Hillary Clinton’s National Service Reserve plan, a volunteer program aimed at recruiting 18 to 30-year-olds for national and local projects, is her latest attempt to connect with millennials—because we all know how much millennials love unpaid internships.
The plan, which may offer college credit and modest stipends to those who qualify and hopes to build off of Americorps—Bill Clinton’s “wasteful flop”—appears to be more self-serving to the Clinton legacy than actually helping millennials.
On September 27, audio was leaked of Clinton telling wealthy donors what she really thinks of young people.

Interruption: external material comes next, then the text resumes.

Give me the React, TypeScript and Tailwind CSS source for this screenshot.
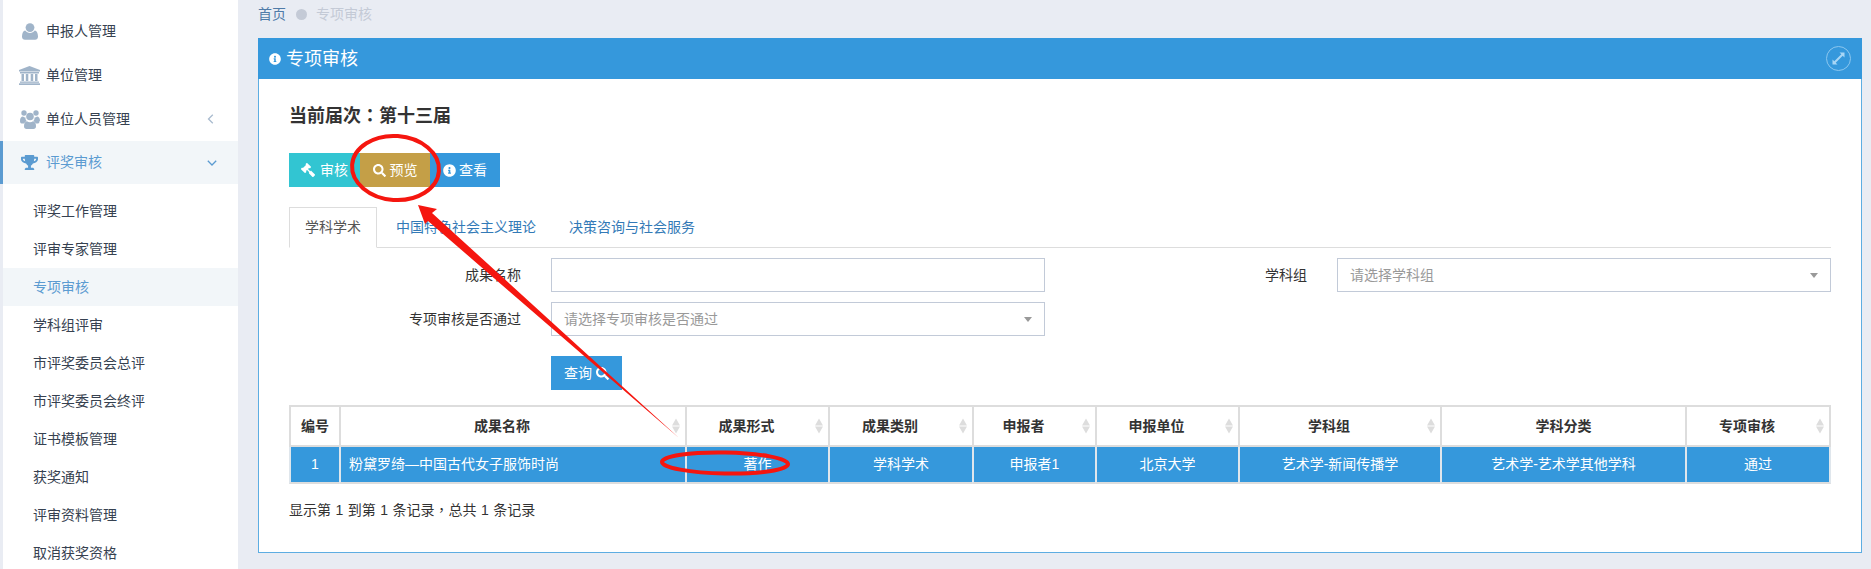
import React from "react";
import { FaGavel, FaSearch, FaInfoCircle, FaTrophy } from "react-icons/fa";

const UserIcon = () => (
  <svg width="16" height="17" viewBox="0 0 16 17" fill="#a0b4c9">
    <circle cx="8" cy="4.6" r="4.4" />
    <path d="M3.2 7.6C4.4 9.2 6 10 8 10s3.6-.8 4.8-2.4c2 .4 3 2.4 3.2 5.6.1 2.2-1 3.6-3 3.6H3c-2 0-3.100-1.400-3-3.600.2-3.200 1.200-5.200 3.200-5.600z" />
  </svg>
);
const BankIcon = () => (
  <svg width="21" height="19" viewBox="0 0 21 19" fill="#a0b4c9">
    <path d="M10.500 0L21 4v1.500H0V4z" />
    <rect x="1" y="6" width="19" height="1.500" />
    <rect x="2.500" y="8" width="2.500" height="7" />
    <rect x="6.800" y="8" width="2.500" height="7" />
    <rect x="11.700" y="8" width="2.500" height="7" />
    <rect x="16" y="8" width="2.500" height="7" />
    <rect x="1" y="15.500" width="19" height="1.300" />
    <rect x="0" y="17.300" width="21" height="1.700" />
  </svg>
);
const UsersIcon = () => (
  <svg width="20" height="19" viewBox="0 0 20 19" fill="#a0b4c9">
    <circle cx="4" cy="3" r="2.700" />
    <circle cx="16" cy="3" r="2.700" />
    <circle cx="10" cy="6.500" r="3.800" />
    <path d="M0 11c0-3 1.200-4.500 3-4.500 1 .8 1.600 1 2.500 1-.2 1.400.3 2.700 1.200 3.600-1 .6-2 1.300-2.500 2.400H1.500C.5 13.500 0 12.500 0 11z" />
    <path d="M20 11c0-3-1.200-4.500-3-4.500-1 .8-1.600 1-2.500 1 .2 1.400-.3 2.700-1.200 3.600 1 .6 2 1.300 2.500 2.400h2.200c1 0 1.500-1 1.500-2.500z" />
    <path d="M7 11.300c1.800 1.300 4.200 1.300 6 0 2 .4 3 2.200 3 5 0 1.700-1 2.700-2.500 2.700h-7C5 19 4 18 4 16.300c0-2.800 1-4.600 3-5z" />
  </svg>
);
const ExpandIcon = () => (
  <svg width="13" height="13" viewBox="0 0 13 13" fill="#a8d6f5">
    <path d="M7.500 .5H12.500V5.500L10.700 3.700 3.700 10.700 5.500 12.500H.5V7.500L2.300 9.300 9.300 2.300z" />
  </svg>
);
const ChevronLeft = () => (
  <svg width="7" height="10" viewBox="0 0 7 10" fill="none" stroke="#a9bbcf" strokeWidth="1.300">
    <path d="M5.800 .8L1.500 5l4.300 4.200" />
  </svg>
);
const ChevronDown = () => (
  <svg width="10" height="6" viewBox="0 0 10 6" fill="none" stroke="#5b9bd1" strokeWidth="1.300">
    <path d="M.8 .8L5 5l4.200-4.200" />
  </svg>
);
const Caret = () => (
  <span className="w-0 h-0 border-x-[4px] border-x-transparent border-t-[5px] border-t-[#999]" />
);
const Sort = () => (
  <span className="absolute right-[5px] top-1/2 -translate-y-1/2 flex flex-col gap-[1px]">
    <span className="w-0 h-0 border-x-[4px] border-x-transparent border-b-[7px] border-b-[#dddddd]" />
    <span className="w-0 h-0 border-x-[4px] border-x-transparent border-t-[7px] border-t-[#dddddd]" />
  </span>
);
const Punct = ({ children }: { children: React.ReactNode }) => (
  <span className="[font-family:'Noto_Sans_CJK_TC']">{children}</span>
);

const topMenu: [React.ReactNode, string, React.ReactNode][] = [
  [<UserIcon />, "申报人管理", null],
  [<BankIcon />, "单位管理", null],
  [<UsersIcon />, "单位人员管理", <ChevronLeft />],
];
const subMenu = ["评奖工作管理", "评审专家管理", "专项审核", "学科组评审", "市评奖委员会总评", "市评奖委员会终评", "证书模板管理", "获奖通知", "评审资料管理", "取消获奖资格"];

const heads: [string, number, boolean][] = [
  ["编号", 50, false],
  ["成果名称", 346, true],
  ["成果形式", 143, true],
  ["成果类别", 144, true],
  ["申报者", 123, true],
  ["申报单位", 143, true],
  ["学科组", 202, true],
  ["学科分类", 245, false],
  ["专项审核", 146, true],
];
const cells = ["1", "粉黛罗绮—中国古代女子服饰时尚", "著作", "学科学术", "申报者1", "北京大学", "艺术学-新闻传播学", "艺术学-艺术学其他学科", "通过"];

export default function App() {
  return (
    <div
      className="relative flex w-[1871px] h-[569px] overflow-hidden bg-[#e9ecf3] text-[14px] text-[#333]"
      style={{ fontFamily: '"Liberation Sans", "Noto Sans CJK SC", sans-serif' }}
    >
      <aside className="ml-[3px] w-[235px] h-[569px] shrink-0 bg-white pt-[9px] text-[#364150]">
        {topMenu.map(([icon, label, arrow]) => (
          <div key={label} className="flex items-center h-[44px]">
            <span className="w-[43px] pl-[10px] flex justify-center shrink-0">{icon}</span>
            <span>{label}</span>
            <span className="ml-auto mr-[24px] flex">{arrow}</span>
          </div>
        ))}
        <div className="relative -ml-[3px] flex items-center h-[43px] bg-[#f2f6f9] text-[#5b9bd1] border-l-[3px] border-l-[#5b9bd1]">
          <span className="w-[43px] pl-[10px] flex justify-center shrink-0">
            <FaTrophy size={17} color="#5b9bd1" />
          </span>
          <span>评奖审核</span>
          <span className="ml-auto mr-[21px] flex"><ChevronDown /></span>
        </div>
        <div className="pt-[8px]">
          {subMenu.map((s) => (
            <div
              key={s}
              className={"flex items-center h-[38px] pl-[30px] " + (s === "专项审核" ? "bg-[#f2f6f9] text-[#5b9bd1]" : "")}
            >
              {s}
            </div>
          ))}
        </div>
      </aside>

      <main className="flex-1 pl-[20px] pr-[9px]">
        <div className="flex items-center h-[28px] -mb-px">
          <span className="text-[#4f7ba8]">首页</span>
          <span className="w-[11px] h-[11px] rounded-full bg-[#c4cad6] ml-[10px] mr-[9px]" />
          <span className="text-[#c4cad6]">专项审核</span>
        </div>
        <section className="mt-[11px] h-[515px] border border-[#5dade2] bg-white">
          <header className="flex items-center h-[41px] -mt-px -mx-px bg-[#3598dc] text-white pl-[11px] pr-[11px]">
            <FaInfoCircle size={12} />
            <span className="ml-[5px] text-[18px] pt-[2px]">专项审核</span>
            <span className="ml-auto flex items-center justify-center w-[25px] h-[25px] rounded-full border border-[#8cc7ef]">
              <ExpandIcon />
            </span>
          </header>
          <div className="px-[30px] pt-[22px]">
            <h2 className="h-[26px] text-[18px] leading-[26px] font-bold text-[#333]">当前届次<Punct>：</Punct>第十三届</h2>

            <div className="flex mt-[26px] text-white">
              <button className="flex items-center justify-center gap-[5px] w-[71px] h-[34px] bg-[#32c5d2]">
                <FaGavel size={14} className="-scale-x-100" />审核
              </button>
              <button className="flex items-center justify-center gap-[4px] w-[70px] h-[34px] bg-[#c49f47]">
                <FaSearch size={13} />预览
              </button>
              <button className="flex items-center justify-center gap-[3px] w-[70px] h-[34px] bg-[#3598dc]">
                <FaInfoCircle size={13} />查看
              </button>
            </div>

            <div className="flex mt-[20px] h-[41px] border-b border-b-[#ddd] text-[#337ab7]">
              <div className="w-[88px] h-[41px] flex items-center justify-center border border-[#ddd] border-b-white bg-white text-[#555]">
                学科学术
              </div>
              <div className="ml-[19px] h-[40px] flex items-center">中国特色社会主义理论</div>
              <div className="ml-[33px] h-[40px] flex items-center">决策咨询与社会服务</div>
            </div>

            <div className="mt-[10px] grid grid-cols-[232px_494px_232px_494px] gap-x-[30px] gap-y-[10px] items-center">
              <label className="text-right">成果名称</label>
              <div className="h-[34px] border border-[#c2cad8]" />
              <label className="text-right">学科组</label>
              <div className="h-[34px] border border-[#c2cad8] flex items-center justify-between pl-[12px] pr-[12px] text-[#999]">
                请选择学科组<Caret />
              </div>
              <label className="text-right">专项审核是否通过</label>
              <div className="h-[34px] border border-[#c2cad8] flex items-center justify-between pl-[12px] pr-[12px] text-[#999]">
                请选择专项审核是否通过<Caret />
              </div>
            </div>

            <button className="mt-[20px] ml-[262px] flex items-center justify-center gap-[4px] w-[71px] h-[34px] bg-[#3598dc] text-white">
              查询<FaSearch size={13} />
            </button>

            <table className="mt-[15px] w-[1542px] table-fixed border-separate border-spacing-0">
              <colgroup>
                {heads.map(([h, w]) => <col key={h} style={{ width: w }} />)}
              </colgroup>
              <thead>
                <tr className="h-[42px]">
                  {heads.map(([h, , sort], i) => (
                    <th
                      key={h}
                      className={
                        "relative p-0 border-t-2 border-b-2 border-l-2 border-[#ddd] font-bold text-center " +
                        (sort ? "pr-[22px] " : "") +
                        (i === heads.length - 1 ? "border-r-2" : "")
                      }
                    >
                      {h}
                      {sort && <Sort />}
                    </th>
                  ))}
                </tr>
              </thead>
              <tbody>
                <tr className="h-[37px] bg-[#3598dc] text-white">
                  {cells.map((c, i) => (
                    <td
                      key={i}
                      className={
                        "p-0 border-l-2 border-l-[#dfe6ec] border-b-2 border-b-[#ddd] " +
                        (i === 1 ? "text-left pl-[8px] " : "text-center ") +
                        (i === cells.length - 1 ? "border-r-2 border-r-[#dfe6ec]" : "")
                      }
                    >
                      {c}
                    </td>
                  ))}
                </tr>
              </tbody>
            </table>

            <p className="mt-[15px] h-[20px] leading-[20px] [word-spacing:0.6px]">显示第 1 到第 1 条记录<Punct>，</Punct>总共 1 条记录</p>
          </div>
        </section>
      </main>

      <svg className="absolute left-0 top-0 pointer-events-none" width="1871" height="569" fill="none">
        <ellipse cx="395.500" cy="168" rx="43.500" ry="32" transform="rotate(4 395.500 168)" stroke="#f5160f" strokeWidth="4" />
        <ellipse cx="725" cy="463" rx="63" ry="10.500" transform="rotate(1 725 463)" stroke="#f5160f" strokeWidth="4" />
        <path d="M418 205L437 209L432 213L679 438L428 221L425 224Z" fill="#f5160f" />
      </svg>
    </div>
  );
}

The hacked conversation is from a February 2016 fundraiser in Virginia hosted by Beatrice Welters—former U.S. Ambassador to Trinidad and Tobago who was appointed after donating thousands of dollars to President Obama—and her husband, Anthony Welters, Executive Vice President of United Health Group.
The recording was first released by the Washington Free Beacon earlier this week. Politico also reported the leak on September 30, later softening their original headline, “Clinton mocked Sanders supporters,” to “Clinton gives her take on Sanders supporters in leaked fundraising recording.” The Wikileaks release of DNC e-mails showed Politico’s Ken Vogel allowing the DNC to proofread an article before sending it to his editor. This latest headline change appears to be yet another attempt to protect Hillary Clinton from negative publicity.

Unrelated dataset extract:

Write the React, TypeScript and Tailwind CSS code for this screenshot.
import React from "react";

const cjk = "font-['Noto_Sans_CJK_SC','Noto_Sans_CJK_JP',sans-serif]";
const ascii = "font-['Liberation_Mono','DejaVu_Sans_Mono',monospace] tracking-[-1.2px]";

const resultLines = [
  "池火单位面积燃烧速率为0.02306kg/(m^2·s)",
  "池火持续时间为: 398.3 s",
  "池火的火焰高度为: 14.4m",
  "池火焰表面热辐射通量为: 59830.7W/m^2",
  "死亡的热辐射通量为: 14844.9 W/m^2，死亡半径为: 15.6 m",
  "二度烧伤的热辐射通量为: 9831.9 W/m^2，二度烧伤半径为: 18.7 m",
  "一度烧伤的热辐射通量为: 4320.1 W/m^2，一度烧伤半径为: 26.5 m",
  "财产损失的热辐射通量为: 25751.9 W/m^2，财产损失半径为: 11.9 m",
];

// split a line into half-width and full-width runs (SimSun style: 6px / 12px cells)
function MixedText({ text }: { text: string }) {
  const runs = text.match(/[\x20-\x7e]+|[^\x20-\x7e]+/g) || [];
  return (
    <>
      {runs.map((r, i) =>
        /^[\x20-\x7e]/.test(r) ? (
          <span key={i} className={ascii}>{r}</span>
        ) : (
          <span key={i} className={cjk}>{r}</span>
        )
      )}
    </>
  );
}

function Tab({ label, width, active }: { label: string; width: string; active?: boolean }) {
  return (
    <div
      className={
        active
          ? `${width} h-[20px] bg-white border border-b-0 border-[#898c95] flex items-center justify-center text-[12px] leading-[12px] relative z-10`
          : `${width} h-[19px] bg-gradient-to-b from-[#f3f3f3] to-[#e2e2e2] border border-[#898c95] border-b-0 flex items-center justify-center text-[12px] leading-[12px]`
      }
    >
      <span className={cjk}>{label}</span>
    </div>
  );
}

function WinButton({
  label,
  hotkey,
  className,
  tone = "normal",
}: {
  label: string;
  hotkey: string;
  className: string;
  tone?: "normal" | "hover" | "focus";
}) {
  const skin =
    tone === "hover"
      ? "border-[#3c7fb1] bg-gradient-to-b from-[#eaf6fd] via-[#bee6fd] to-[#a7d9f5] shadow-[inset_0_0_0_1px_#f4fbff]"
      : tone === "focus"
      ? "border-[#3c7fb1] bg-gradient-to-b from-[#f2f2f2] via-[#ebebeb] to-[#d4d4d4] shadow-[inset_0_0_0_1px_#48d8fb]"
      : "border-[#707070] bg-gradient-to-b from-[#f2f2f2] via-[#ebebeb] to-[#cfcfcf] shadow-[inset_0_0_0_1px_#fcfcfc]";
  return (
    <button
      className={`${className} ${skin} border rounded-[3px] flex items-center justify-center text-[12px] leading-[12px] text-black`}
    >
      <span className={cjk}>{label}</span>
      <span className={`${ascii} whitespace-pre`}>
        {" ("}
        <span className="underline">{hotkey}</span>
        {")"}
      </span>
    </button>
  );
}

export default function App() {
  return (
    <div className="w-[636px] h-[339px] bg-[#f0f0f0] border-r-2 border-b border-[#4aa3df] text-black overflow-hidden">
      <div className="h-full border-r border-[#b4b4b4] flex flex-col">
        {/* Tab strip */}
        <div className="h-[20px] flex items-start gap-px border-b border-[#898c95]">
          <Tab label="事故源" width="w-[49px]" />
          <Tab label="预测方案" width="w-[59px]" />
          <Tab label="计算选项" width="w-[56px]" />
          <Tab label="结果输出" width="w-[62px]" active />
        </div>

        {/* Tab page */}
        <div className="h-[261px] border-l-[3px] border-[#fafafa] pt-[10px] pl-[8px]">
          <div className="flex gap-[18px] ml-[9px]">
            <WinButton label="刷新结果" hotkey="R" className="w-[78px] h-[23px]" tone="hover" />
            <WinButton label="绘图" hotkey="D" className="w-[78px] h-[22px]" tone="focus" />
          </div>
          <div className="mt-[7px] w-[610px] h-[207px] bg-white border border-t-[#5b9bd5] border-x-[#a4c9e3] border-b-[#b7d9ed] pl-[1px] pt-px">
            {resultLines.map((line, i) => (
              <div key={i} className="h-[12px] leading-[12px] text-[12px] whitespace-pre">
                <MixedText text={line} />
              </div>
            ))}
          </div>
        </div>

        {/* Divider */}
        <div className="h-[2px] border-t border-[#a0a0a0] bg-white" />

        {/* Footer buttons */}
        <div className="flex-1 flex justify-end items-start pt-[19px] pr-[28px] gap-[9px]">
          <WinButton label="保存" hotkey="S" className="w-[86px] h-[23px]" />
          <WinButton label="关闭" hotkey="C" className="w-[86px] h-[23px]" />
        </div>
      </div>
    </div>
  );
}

In the recording, Clinton denigrates Sanders supporters and reveals what she thinks of progressives. “There’s just a deep desire to believe that we can have free college, free healthcare, that what we’ve done hasn’t gone far enough, and that we just need to, you know, go as far as, you know, Scandinavia, whatever that means, and half the people don’t know what that means, but it’s something that they deeply feel,” Clinton said to a room of wealthy elites. “So as a friend of mine said the other day, I am occupying from the center-left to the center-right. And I don’t have much company there. Because it is difficult when you’re running to be president, and you understand how hard the job is—I don’t want to over promise. I don’t want to tell people things that I know we cannot do.”
She then went on to explain how Sanders supporters are oblivious. “Some are new to politics completely. They’re children of the Great Recession. And they are living in their parents’ basement.”
Clinton has condescended millennials and Sanders supporters throughout the Democratic primaries. Following her recent loss of a comfortable lead in polls against Donald Trump, pro-Clinton pundits were quick to blame millennials—not because they support Trump, but because many of them are supporting third party candidates the election. So far, Clinton’s millennial outreach has been to tout Bernie Sanders saying not to make a protest vote while continuing to list off all the establishment Republican endorsements she regularly receives.
Clinton accused young people of not doing their own research in an April 2016 interview on MSNBC’s Meet the Press.
During a Democratic presidential forum on CNN in January 2016, Clinton refuted a question from a millennial that there wasn’t the same enthusiasm from young people for her as there was for Bernie Sanders, patronizing the questioner and citing that there are some young people who do support her.
Instead of coming to terms with being out of touch, Clinton has reverted to generalizing 18 to 34-year-olds, the most diverse and progressive generation, as naive and idealistic.
Pushing forward progressive issues will be impossible under a Clinton Presidency because they overtly contradict the interests of her wealthy billionaire and millionaire donors. Clinton is the top recipient of donations from the pharmaceutical industry and health insurance industry and she has aggressively pushed back against Sanders’ proposal for a single payer healthcare system. She is the top recipient of donations from the investment and financial industry, and her Wall Street reform plan doesn’t include re-enacting a modern day version of Glass-Steagall among other watered-down aspects. Bill and Hillary Clinton are both in favor of a repatriation initiative, or a tax holiday, allowing corporations to bring back profits earned overseas at much lower tax rates.
In 2015, Sen. Elizabeth Warren refuted the false assumption that corporate taxes are too high. “The average American household pays a federal tax rate of 17.6 percent. The average effective tax rate for an American corporation with fewer than 500 employees, is 17.5 percent. Shoot, even Mitt Romney paid 14 percent. But the biggest American companies are paying far, far less, in many cases, nothing at all. So they enjoy all of the benefits of being an American company but they leave it to families and small businesses to pick up the bill.”
It is hypocritical and alarming that at a time of such immense income and wealth inequality, establishment Democrats like Hillary Clinton are primarily concerned with further assisting wealthy donors, yet will pander when necessary that they have the best interests of working and middle class Americans at heart. Bernie Sanders’ campaign became so popular because he stood for making the wealthy, corporations, and Wall Street pay their fair share. Hillary Clinton’s favorability has continued to decline, in large part due to pretending to be more progressive while running against Bernie Sanders, while in reality courting the wealthiest one percent of Americans.